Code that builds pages
——

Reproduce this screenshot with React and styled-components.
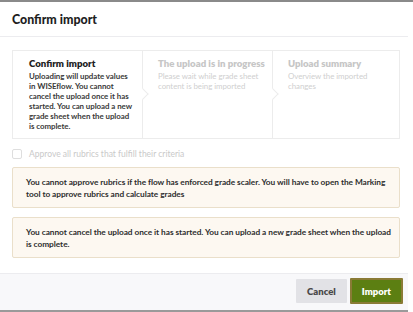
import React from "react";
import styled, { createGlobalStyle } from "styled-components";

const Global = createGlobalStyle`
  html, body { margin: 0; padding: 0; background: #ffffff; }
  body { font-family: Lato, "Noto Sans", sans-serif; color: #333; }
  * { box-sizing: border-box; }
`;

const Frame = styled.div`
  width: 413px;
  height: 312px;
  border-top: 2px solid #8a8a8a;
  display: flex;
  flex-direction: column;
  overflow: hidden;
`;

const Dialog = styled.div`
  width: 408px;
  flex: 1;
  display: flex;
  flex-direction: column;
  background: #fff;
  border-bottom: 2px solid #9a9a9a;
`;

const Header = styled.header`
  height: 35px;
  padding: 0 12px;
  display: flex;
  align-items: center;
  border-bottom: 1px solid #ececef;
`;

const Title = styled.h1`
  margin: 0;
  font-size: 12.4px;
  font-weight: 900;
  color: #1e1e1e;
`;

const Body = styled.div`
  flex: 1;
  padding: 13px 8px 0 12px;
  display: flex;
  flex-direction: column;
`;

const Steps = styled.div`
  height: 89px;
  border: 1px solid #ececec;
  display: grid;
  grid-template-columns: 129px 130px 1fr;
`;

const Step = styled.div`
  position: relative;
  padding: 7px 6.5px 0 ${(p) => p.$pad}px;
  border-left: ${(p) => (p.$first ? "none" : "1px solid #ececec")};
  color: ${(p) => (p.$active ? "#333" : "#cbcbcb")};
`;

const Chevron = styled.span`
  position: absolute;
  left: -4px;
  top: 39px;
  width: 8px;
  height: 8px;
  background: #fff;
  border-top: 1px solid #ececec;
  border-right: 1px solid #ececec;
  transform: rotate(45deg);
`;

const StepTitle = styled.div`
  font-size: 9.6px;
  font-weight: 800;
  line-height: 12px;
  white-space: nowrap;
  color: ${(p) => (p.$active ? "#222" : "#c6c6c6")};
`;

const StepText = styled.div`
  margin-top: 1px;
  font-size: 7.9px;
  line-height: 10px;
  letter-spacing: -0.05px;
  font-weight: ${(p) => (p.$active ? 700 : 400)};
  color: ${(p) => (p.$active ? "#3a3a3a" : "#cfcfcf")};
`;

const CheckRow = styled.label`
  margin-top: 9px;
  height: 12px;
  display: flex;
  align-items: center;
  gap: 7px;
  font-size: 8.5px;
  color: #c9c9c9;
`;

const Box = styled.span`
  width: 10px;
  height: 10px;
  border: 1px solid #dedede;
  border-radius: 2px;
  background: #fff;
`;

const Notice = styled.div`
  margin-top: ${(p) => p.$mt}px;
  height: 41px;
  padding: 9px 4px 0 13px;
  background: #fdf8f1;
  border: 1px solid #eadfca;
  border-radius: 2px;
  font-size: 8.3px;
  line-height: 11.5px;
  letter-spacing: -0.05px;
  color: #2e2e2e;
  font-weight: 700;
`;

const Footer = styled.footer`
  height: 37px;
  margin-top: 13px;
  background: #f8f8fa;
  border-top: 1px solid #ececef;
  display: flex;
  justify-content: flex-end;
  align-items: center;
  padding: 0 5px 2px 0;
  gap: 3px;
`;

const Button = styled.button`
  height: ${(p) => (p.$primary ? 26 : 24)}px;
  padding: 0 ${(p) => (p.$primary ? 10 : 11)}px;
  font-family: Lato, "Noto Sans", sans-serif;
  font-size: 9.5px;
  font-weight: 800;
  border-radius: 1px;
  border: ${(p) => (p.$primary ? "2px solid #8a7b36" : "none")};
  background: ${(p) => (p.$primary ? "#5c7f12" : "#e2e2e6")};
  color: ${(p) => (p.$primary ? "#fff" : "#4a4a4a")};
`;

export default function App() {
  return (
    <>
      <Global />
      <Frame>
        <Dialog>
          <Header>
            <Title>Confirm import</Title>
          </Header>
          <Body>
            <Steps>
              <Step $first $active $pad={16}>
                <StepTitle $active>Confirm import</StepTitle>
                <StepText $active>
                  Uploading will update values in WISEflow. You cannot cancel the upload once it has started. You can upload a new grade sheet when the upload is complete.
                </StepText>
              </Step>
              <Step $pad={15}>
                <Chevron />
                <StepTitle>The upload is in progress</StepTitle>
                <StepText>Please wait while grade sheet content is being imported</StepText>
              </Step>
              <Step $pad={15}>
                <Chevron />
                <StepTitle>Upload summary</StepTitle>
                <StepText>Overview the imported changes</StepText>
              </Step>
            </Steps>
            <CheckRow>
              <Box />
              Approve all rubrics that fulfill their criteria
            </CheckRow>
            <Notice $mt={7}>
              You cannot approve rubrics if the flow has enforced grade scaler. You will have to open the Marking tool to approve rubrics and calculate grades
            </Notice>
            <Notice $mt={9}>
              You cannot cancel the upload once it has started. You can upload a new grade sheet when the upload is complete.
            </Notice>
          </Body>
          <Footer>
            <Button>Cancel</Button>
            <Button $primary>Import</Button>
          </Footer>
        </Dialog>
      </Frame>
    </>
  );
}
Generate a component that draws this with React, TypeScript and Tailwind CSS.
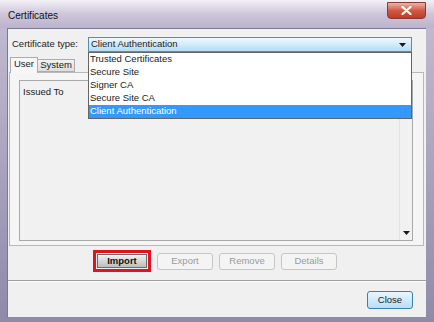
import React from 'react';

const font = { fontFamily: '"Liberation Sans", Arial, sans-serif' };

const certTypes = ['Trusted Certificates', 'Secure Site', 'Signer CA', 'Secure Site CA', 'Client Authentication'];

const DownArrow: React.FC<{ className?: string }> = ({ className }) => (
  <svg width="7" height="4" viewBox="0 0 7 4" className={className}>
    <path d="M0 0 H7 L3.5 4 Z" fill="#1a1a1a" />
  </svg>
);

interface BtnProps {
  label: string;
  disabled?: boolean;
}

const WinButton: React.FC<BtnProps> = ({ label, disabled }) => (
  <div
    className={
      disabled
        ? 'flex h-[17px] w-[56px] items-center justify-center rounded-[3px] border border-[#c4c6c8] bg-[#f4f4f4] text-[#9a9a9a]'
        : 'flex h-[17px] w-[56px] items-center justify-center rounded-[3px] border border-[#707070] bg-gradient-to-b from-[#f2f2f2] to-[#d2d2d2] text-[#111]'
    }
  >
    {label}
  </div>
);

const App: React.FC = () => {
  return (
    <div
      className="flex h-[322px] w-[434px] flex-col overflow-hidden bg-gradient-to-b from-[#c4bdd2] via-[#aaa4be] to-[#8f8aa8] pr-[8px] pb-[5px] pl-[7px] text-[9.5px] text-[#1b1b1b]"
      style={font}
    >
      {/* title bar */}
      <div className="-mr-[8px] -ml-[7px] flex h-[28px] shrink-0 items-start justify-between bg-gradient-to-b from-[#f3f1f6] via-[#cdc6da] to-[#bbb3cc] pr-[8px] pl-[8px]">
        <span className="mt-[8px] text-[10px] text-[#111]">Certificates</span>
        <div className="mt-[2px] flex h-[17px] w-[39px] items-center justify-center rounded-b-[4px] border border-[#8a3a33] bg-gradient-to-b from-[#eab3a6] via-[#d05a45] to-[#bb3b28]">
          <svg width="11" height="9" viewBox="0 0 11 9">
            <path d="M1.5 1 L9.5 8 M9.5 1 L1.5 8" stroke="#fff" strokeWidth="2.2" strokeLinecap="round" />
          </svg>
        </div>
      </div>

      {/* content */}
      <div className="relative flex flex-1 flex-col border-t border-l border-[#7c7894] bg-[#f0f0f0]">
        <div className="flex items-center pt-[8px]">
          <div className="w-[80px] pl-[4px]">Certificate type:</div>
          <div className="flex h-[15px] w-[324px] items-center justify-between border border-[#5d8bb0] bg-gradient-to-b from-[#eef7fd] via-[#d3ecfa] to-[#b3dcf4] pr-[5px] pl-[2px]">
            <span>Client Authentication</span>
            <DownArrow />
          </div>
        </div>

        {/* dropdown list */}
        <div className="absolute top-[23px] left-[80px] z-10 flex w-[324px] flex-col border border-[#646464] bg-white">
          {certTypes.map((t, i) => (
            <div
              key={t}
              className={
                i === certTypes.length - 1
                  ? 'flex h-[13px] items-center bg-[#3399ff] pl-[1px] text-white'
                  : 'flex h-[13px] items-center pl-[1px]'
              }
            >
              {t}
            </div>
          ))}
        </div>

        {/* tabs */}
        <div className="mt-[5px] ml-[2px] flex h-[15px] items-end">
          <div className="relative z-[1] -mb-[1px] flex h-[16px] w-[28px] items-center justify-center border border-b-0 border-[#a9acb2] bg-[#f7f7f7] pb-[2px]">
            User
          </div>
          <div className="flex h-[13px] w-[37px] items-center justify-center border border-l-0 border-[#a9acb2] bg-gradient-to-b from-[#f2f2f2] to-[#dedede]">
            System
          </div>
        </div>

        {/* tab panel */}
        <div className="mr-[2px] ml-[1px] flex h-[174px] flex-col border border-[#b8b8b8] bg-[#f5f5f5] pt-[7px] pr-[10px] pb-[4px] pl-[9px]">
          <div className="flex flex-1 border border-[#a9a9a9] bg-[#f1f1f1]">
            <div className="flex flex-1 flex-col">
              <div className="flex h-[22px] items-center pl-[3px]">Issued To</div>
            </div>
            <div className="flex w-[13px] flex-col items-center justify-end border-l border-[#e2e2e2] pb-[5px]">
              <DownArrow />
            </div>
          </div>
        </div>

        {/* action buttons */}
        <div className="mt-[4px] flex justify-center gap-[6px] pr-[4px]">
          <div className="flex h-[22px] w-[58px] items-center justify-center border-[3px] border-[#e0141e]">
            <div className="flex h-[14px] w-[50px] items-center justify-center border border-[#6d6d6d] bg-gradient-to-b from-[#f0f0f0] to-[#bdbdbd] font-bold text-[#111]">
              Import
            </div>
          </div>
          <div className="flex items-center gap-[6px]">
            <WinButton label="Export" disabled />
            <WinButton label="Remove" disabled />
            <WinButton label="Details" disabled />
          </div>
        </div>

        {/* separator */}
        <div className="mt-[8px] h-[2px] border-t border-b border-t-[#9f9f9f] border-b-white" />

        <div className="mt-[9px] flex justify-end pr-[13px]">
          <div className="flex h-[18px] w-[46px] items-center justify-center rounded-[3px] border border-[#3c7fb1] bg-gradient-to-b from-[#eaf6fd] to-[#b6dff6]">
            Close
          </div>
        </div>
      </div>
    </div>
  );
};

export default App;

——

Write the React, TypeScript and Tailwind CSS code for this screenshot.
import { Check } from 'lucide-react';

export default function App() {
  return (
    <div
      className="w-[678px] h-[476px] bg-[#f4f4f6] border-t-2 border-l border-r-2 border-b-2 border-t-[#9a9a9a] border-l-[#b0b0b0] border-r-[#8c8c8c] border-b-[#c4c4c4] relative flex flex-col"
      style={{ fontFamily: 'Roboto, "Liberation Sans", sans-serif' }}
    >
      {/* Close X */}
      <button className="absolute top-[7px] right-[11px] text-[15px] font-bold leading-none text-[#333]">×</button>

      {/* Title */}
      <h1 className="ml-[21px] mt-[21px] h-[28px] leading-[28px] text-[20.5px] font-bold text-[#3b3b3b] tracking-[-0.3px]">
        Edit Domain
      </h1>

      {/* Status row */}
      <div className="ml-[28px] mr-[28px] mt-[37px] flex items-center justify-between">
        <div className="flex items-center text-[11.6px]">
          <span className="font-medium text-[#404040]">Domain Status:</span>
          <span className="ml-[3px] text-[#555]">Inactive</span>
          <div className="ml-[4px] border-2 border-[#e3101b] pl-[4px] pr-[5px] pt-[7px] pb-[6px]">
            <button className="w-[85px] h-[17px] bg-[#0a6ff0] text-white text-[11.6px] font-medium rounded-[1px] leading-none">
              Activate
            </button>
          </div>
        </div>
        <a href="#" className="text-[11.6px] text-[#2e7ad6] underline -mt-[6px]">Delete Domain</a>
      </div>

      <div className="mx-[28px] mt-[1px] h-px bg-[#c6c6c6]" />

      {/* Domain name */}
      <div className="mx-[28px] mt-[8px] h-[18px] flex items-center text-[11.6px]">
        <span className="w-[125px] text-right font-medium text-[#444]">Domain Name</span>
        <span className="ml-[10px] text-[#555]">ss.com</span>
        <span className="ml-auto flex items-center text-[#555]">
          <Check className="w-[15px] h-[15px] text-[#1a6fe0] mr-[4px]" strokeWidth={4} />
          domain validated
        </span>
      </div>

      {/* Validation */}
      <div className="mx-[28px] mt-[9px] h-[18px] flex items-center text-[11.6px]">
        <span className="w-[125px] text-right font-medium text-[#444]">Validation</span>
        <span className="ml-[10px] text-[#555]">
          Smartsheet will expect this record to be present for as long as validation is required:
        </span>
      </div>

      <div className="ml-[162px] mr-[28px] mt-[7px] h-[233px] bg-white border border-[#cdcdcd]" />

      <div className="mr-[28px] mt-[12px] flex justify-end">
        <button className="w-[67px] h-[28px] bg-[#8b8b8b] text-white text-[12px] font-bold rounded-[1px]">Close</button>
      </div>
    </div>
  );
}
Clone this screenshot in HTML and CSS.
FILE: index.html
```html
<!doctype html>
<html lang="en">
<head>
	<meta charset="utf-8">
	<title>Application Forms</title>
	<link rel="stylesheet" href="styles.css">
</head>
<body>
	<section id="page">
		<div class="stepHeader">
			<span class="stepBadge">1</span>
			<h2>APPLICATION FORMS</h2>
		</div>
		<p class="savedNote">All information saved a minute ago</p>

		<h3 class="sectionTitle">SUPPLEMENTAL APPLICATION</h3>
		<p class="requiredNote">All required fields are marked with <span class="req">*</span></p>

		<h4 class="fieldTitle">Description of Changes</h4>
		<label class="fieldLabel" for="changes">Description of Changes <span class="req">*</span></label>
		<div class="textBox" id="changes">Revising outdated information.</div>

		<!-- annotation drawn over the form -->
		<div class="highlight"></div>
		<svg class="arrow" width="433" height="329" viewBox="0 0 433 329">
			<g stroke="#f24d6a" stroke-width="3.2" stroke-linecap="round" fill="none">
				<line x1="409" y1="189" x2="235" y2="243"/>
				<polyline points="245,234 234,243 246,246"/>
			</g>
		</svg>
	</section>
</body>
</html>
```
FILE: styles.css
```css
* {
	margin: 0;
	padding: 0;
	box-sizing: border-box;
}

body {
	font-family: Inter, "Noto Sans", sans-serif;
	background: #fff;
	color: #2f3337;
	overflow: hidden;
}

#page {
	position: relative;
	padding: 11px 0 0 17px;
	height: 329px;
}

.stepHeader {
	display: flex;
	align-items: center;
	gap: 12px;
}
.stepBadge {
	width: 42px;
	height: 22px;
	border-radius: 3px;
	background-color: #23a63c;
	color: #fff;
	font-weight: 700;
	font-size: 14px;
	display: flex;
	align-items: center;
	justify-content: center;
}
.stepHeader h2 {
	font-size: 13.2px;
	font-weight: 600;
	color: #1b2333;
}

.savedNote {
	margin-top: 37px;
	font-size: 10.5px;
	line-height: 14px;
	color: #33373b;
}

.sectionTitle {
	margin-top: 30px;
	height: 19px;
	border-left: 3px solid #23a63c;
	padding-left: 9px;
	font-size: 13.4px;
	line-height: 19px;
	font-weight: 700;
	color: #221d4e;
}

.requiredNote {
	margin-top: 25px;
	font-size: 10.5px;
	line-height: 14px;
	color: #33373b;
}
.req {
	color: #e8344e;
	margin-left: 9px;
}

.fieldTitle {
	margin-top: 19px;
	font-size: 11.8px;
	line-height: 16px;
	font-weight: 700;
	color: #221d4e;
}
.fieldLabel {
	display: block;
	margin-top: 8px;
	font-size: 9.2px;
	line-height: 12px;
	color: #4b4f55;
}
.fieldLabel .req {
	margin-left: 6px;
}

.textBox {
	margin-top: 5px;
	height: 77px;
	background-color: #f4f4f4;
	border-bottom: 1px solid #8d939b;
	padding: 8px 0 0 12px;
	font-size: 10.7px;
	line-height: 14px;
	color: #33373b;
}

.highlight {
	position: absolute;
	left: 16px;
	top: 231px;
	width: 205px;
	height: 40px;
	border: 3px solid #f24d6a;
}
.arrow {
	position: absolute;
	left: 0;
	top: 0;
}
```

——

■ What to do:
Take every line from the data that contains the word "with".

■ Answer to the task:
Reproduce this screenshot with React and styled-components.
Generate a component that draws this with React, TypeScript and Tailwind CSS.
		<p class="requiredNote">All required fields are marked with <span class="req">*</span></p>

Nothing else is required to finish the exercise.